Voting on the blockchain sounds like a brilliant idea, promising to eliminate fraud while providing complete transparency to the final results.
But in practice, blockchain voting is extremely difficult to implement in a way that both keeps the votes private (so you don’t know how a person voted) and doesn’t require a third party.
There are a few voting apps already out there, like the Blockchain Voting Machine, Follow My Vote and TIVI, that use the blockchain as a ballot box. But each of these, in some way or another, relies on a third party to achieve voter privacy.
At the Financial Cryptography and Data Security Conference in Malta this week, however, a PhD student from Newcastle University in the UK, caught audience attention when he stepped forward with a proposal for secure voting that involves no third party for privacy – or for tallying votes.
Patrick McCorry’s Open Vote Network is a smart contract written in Solidity, where ethereum takes over the work of the trusted third party.
The solution, McCorry said, is ideal for boardroom voting, although not for large groups.
He explained the idea to :
“Everyone can cast their encrypted vote. And then at the end of the election, once all the votes have been cast, anyone, including observers, can simply add the encrypted votes together. It will cancel out all the random factors in the encryption and it will just reveal the final tally.”
Hurdles to overcome
When McCorry and his fellow researchers first took on the project, they ran up against two issues.
The first was that, in designing a voting scheme in ethereum, the platform would not compute the final tally until the final voter cast a vote, requiring 100% participation. The second was an adaptive issue where the final voter was able to compute the tally before casting a vote. This posed a problem, since knowing the vote tally upfront has the potential to sway a person’s vote.
However, using ethereum and cryptography, the Open Vote Network team found a way around both problems.
The system works like this: an election admin sends ethereum a ‘white list’ of voters. Later, when a voter registers for an election, he or she puts down a small deposit. Voters then have a limited time to cast their vote, or lose the deposit.
When a vote is cast, it is first encrypted before being submitted to ethereum. Once all the votes are in (or the time limit for voting is up), ethereum computes the tally, keeping votes private.
And once the final voter casts a vote, he or she cannot change that vote, even after computing the tally.
McCorry explained that his approach rides on the fact that the people in the election are known — an advantage in that it allows the use of peer pressure to encourage voting.
Moving forward, McCorry foresees a time when decentralized vote collections are implemented widely.

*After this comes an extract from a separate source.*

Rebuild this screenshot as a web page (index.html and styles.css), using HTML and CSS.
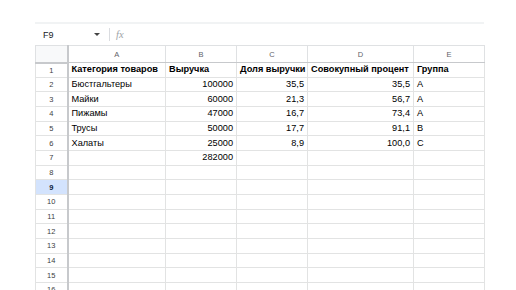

“We wanted to show that decentralized elections were possible. Because it has been in academic literature for years, but it has never been practically implemented,” McCorry said.
He added that the project – the code for which is now available on Github – also demonstrates that ethereum can support cryptography, as the Open Vote Network uses both ElGamal and zero-knowledge proofs.
McCorry concluded by saying that he and his team are moving on to research use of the blockchain for larger-scale elections.